In “Julius Caesar,” Shakespeare’s Mark Antony orates over the body of a newly-murdered Caesar under the watchful eye of Brutus, wielder of one of the murdering daggers. The public believes that Brutus was just in killing the tyrant Caesar because of his ambition. Antony points out that Caesar brought money to Rome’s coffers, wept “that the poor have cried,” and that Antony “thrice presented him a kingly crown, which he did thrice refuse, was this ambition?” By the end of the speech, the crowd calls for the blood of the same Brutus they would have offered the crown to minutes before. The crowd is fickle and easily swayed.
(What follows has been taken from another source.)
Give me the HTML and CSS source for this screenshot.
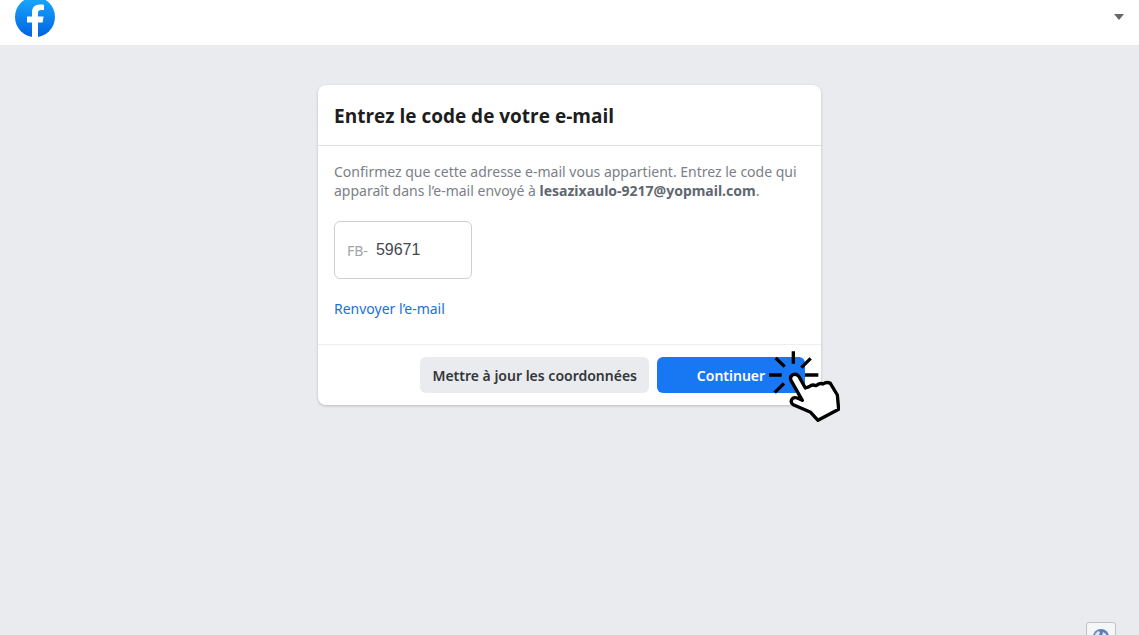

So are the hearts of all of us. We will praise and condemn different people for committing the same acts. One man’s terrorist is another’s freedom fighter. The point is that the differences need to be resolved in a civilized manner. We need to talk out our dissentions, not try to ruin other people for dissenting in the first place. That is what terrorists do when someone doesn’t uphold their self-serving interpretations of Islamic Law.

Are we so arrogant that we think our personal opinions are infallable and sacrosanct? Or perhaps our individual interpretations may not hold up under scrutiny. Maybe we maliciously call for blood because we don’t want to be wrong. In that case, we’re being selfish. We should be after truth, and if we have to defend our truths through character assassination, they perhaps they are not truths at all, but just a blanket of lies we wrap ourselves in to feel warm at night. We don’t want to face the truths that are cold.

For the record, I believe that Hank was correct in his analogy. Obama and Boehner are rigid and diametrically opposed. But I also respect your right to dissent and I would be happy to debate this in a civilized manner without trying to kill you in the process. The truth will set us free. Or destroy our assumptions. Either way, I would rather face a cold truth than a comforting lie.